Like virtually everyone else, my selection as the offensive MVP for the 2014 Tennessee Titans is tight end Delanie Walker. Despite missing a game, the veteran led the team in targets (111, including plays negated by penalty), targets percentage (20.7% overall, 21.7% in games where he was active), receptions (63), and receiving yards (890). His yards per reception went from 9.5 his first season in Tennessee to 14.1, confounding my warning/fear that doom could be setting in for the 30-year-old at a position that tends not to age well. Not only that, he was the rare Titan that actually looked comfortable in their first season playing in http://gty.im/459464138 Ken Whisenhunt’s offense. For those reasons, he was an obvious choice.

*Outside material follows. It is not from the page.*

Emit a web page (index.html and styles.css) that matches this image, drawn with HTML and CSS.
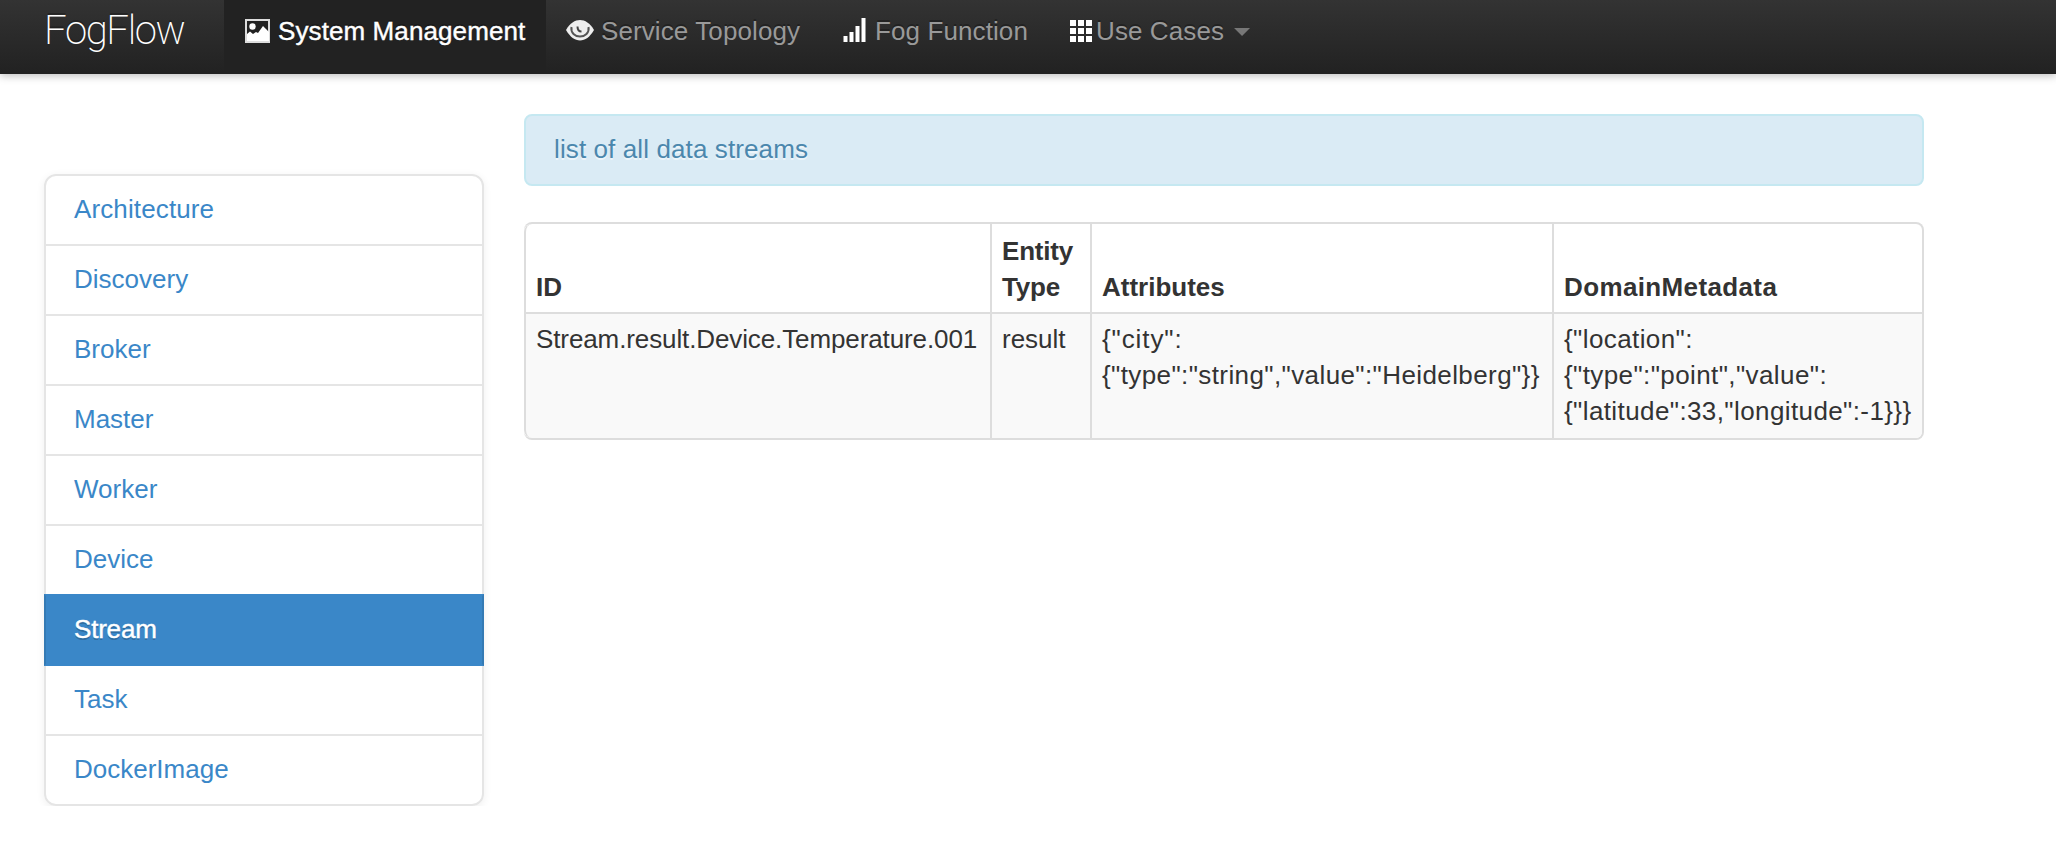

Given Walker was such an obvious choice, why wouldn’t you pick him? Well, for the second year in a row, I’m picking a Titans pass-catcher, but not the Titans pass-catcher who fares the best by Football Outsiders’ efficiency metrics (perma-disclaimer: I write for FO). Walker came out below average, 29th among the 50 ranked tight ends, with a DVOA of -3.5% and just 21 DYAR, FO’s measure of cumulative value. He ranked behind, among others, Vikings tight ends Rhett Ellison and Chase Ford in both metrics. Heck, Walker didn’t even lead the Titans in DVOA or DYAR. The baseline for receivers isn’t the same, but Kendall Wright ranked just ahead of him in DVOA (barely, at -3.4%) and DYAR (66). For the fourth straight season, Nate Washington actually led the Titans in receiving DYAR (96) and led all Titans receivers in DVOA (5.1%). Like my Kendall Wright selection last year, though, I ultimately decided that Walker’s greater volume, better play, and bigger threat to opposing defenses made him the better choice.

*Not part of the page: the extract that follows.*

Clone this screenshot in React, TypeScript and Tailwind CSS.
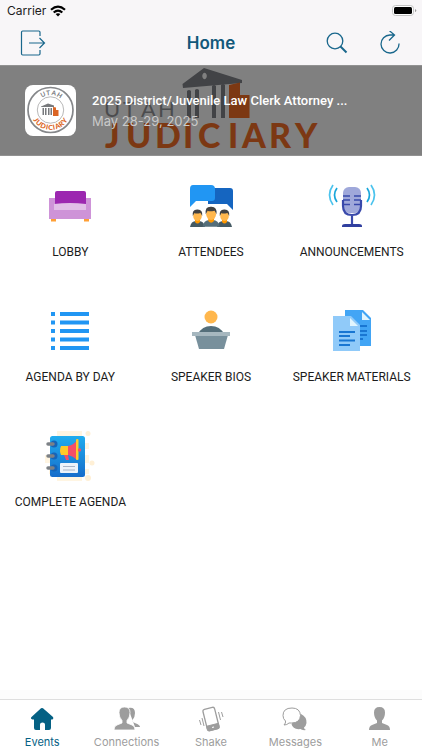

It did not sway my voting at all, but one of the things that struck me in looking up the numbers for this post was the split by quarterback for the pass-catchers. I’ll explore this in more detail in a future post, but most of Washington’s value came with Zach Mettenberger in the lineup. He had 90 DYAR on passes from the rookie, compared just 7 DYAR each from Jake Locker and Charlie Whitehurst. By contrast, Walker was most valuable with Locker (37 DYAR, meaning he got negative DYAR from both Mettenberger, who couldn’t complete 50% of his passes to him, and Whitehurst). Those come from fairly small sample sizes (Washington had between 22 and 26 targets from each of the three quarterbacks), so I wouldn’t swear to their absolute reliability. Still, I thought they were interesting enough to share here.
The Titans’ injury issues helped make Walker an easy choice. Only eight players played as many as half of the Titans’ offensive snaps, and only four players-Walker (769 snaps, 79.6%), Nate Washington (765 snaps, 79.2%), Andy Levitre (965 snaps, 99.9%), and Chance Warmack (964 snaps, 99.8%) played at least 70% of the time. Availability is one of the most important stats unless a player is doing some truly spectacular things. Nobody did for the 2014 Titans, so I had to choose one of those four. A full sixteen games of Warmack at the very best he was this season could have seriously tempted me to show off my contrarian nature and zig to pick him instead of zagging to select Walker like everyone else, but (a) I wasn’t as impressed with even his improved play as some other observers may have been, and (b) I actually watched him play the rest of the season, too, when he would have been a serious contender for the biggest disappointment award. I’m higher on Levitre than most Titans observers, but his limitations were too obvious and destructive at times. That left just Walker and Washington to choose between.